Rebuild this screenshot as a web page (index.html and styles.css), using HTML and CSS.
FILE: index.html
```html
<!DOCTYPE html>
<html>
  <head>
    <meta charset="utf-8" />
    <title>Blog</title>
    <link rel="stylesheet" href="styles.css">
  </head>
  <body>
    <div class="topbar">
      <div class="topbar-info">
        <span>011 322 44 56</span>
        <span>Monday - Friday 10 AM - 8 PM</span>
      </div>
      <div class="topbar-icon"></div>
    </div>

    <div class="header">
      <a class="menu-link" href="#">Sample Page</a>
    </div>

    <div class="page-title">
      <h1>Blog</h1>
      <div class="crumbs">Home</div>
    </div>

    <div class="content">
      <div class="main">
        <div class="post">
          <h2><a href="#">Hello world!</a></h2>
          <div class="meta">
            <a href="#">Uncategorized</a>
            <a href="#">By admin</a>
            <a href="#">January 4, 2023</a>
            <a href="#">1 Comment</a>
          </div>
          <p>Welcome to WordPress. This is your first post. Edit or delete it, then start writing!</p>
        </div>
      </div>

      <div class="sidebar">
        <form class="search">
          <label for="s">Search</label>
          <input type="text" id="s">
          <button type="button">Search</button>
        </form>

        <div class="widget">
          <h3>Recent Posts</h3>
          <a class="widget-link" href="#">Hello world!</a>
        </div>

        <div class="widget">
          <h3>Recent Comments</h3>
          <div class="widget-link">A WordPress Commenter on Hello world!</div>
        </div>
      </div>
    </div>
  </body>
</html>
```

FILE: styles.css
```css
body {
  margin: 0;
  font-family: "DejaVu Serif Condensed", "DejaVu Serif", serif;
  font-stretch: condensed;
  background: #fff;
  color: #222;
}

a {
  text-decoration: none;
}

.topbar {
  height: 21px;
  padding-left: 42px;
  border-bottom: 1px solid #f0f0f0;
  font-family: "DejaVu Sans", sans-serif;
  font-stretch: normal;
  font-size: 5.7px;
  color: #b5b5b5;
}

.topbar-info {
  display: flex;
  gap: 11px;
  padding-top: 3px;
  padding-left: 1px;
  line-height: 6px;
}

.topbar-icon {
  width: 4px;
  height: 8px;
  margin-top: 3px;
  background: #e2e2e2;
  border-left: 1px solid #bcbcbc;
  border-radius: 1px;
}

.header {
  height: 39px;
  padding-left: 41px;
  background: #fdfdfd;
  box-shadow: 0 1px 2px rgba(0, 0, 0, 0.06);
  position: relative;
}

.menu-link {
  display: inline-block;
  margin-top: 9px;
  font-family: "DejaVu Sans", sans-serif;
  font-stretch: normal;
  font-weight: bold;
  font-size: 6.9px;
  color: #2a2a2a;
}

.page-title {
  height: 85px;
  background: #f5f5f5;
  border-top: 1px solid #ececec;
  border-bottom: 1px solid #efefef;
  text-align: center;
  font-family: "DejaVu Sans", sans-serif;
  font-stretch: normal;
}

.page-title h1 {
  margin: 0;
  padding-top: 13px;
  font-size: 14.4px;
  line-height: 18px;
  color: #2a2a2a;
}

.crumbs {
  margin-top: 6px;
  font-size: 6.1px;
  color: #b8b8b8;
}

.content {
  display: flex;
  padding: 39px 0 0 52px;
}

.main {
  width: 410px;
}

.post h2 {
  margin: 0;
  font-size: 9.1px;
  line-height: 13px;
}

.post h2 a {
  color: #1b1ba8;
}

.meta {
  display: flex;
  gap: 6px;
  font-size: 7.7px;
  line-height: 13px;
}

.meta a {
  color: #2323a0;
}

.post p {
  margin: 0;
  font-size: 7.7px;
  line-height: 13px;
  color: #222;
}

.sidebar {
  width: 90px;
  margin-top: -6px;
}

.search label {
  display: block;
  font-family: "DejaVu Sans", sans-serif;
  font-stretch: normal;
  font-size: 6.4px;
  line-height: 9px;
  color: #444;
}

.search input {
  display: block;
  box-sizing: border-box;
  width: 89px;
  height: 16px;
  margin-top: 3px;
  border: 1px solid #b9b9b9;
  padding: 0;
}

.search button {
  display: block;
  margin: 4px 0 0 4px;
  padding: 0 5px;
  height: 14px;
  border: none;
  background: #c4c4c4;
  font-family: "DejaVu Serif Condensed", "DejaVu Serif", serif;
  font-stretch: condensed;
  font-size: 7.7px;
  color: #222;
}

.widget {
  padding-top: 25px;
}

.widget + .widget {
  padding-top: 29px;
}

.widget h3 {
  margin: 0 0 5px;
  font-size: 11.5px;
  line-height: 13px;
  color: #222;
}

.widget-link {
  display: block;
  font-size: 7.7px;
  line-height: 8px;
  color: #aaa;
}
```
...
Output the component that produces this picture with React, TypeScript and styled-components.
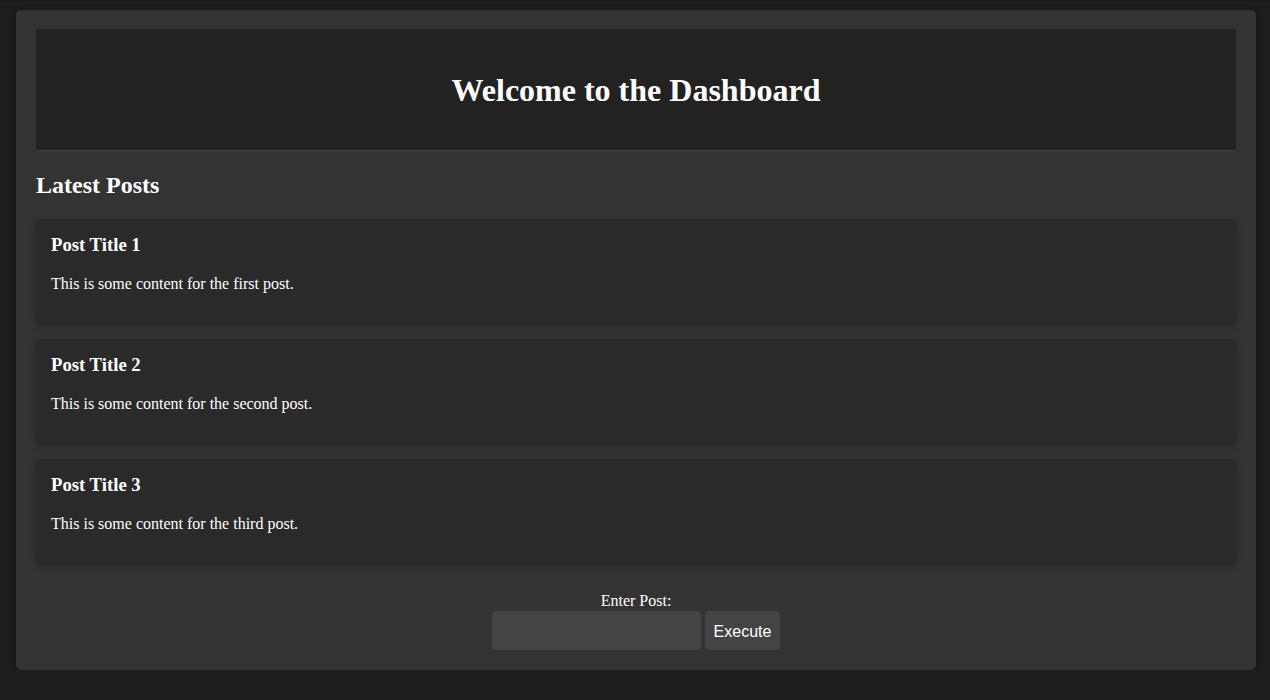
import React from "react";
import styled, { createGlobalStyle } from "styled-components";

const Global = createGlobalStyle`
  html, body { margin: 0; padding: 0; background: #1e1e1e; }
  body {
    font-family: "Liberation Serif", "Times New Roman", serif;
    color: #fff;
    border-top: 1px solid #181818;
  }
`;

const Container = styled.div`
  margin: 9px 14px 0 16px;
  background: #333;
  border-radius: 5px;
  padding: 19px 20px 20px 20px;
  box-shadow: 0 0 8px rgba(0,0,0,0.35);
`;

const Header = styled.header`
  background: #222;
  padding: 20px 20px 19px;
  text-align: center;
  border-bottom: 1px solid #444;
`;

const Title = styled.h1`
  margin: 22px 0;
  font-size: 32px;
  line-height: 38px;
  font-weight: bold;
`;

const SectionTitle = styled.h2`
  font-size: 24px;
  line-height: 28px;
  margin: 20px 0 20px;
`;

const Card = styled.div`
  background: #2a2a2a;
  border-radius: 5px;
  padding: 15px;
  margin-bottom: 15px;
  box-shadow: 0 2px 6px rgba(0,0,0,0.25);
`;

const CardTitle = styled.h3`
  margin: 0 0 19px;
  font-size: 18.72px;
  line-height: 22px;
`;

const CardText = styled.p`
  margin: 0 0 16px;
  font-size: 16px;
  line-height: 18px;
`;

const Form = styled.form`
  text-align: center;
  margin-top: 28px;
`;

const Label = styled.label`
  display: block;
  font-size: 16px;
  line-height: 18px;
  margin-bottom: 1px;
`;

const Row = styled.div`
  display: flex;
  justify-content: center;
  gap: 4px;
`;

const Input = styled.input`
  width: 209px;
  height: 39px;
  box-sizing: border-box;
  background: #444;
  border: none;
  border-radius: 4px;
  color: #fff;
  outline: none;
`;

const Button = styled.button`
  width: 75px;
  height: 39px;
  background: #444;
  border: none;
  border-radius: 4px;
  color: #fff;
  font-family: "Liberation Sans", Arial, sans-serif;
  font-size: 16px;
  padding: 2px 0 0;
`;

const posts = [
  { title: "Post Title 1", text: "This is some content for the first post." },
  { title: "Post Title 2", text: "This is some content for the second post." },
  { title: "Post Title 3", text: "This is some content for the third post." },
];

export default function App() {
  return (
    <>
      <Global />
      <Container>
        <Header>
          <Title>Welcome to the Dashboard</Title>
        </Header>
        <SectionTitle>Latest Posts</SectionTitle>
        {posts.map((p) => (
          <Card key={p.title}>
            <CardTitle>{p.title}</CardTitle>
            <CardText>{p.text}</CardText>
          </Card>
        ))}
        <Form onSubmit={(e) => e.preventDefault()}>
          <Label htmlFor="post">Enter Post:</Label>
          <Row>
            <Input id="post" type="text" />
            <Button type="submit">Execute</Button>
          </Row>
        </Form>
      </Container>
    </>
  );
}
---
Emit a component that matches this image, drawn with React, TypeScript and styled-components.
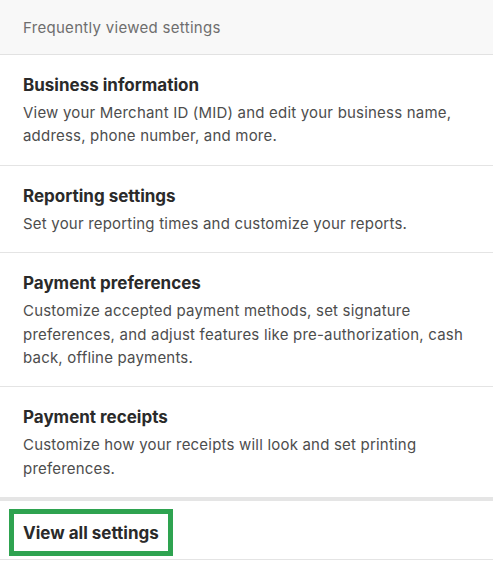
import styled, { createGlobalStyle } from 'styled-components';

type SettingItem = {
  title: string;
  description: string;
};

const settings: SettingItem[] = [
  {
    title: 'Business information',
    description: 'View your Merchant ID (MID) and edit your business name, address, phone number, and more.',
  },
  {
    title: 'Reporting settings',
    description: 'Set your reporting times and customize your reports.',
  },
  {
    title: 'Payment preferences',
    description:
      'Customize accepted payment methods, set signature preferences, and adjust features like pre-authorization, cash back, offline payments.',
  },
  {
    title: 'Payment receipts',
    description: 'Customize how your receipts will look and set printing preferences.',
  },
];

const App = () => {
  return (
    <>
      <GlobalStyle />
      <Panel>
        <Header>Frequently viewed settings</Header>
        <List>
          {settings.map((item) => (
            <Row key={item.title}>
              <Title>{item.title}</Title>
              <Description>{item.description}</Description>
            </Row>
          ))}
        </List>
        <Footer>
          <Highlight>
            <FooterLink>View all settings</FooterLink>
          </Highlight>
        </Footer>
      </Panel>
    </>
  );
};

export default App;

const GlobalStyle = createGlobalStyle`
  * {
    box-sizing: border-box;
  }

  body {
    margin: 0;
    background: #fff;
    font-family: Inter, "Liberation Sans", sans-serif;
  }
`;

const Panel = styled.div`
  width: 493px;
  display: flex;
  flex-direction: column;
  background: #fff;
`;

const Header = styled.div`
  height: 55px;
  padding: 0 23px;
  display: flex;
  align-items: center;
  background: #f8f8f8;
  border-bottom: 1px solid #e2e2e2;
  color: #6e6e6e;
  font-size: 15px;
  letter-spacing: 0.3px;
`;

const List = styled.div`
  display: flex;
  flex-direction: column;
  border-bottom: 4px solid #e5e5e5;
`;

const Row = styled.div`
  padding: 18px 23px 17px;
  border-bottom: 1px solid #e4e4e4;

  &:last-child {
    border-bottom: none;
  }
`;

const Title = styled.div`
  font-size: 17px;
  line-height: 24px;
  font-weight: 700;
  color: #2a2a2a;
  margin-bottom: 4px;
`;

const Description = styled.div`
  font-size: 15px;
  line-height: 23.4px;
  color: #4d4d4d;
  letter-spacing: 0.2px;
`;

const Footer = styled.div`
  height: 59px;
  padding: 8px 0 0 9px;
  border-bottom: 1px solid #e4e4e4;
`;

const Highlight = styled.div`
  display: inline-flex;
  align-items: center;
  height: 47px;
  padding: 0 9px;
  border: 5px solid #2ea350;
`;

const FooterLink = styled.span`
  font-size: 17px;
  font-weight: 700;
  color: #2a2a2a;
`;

■ What the task requires:
Count every line of the records that holds "with". State the number, nothing else.

■ Answer below:
2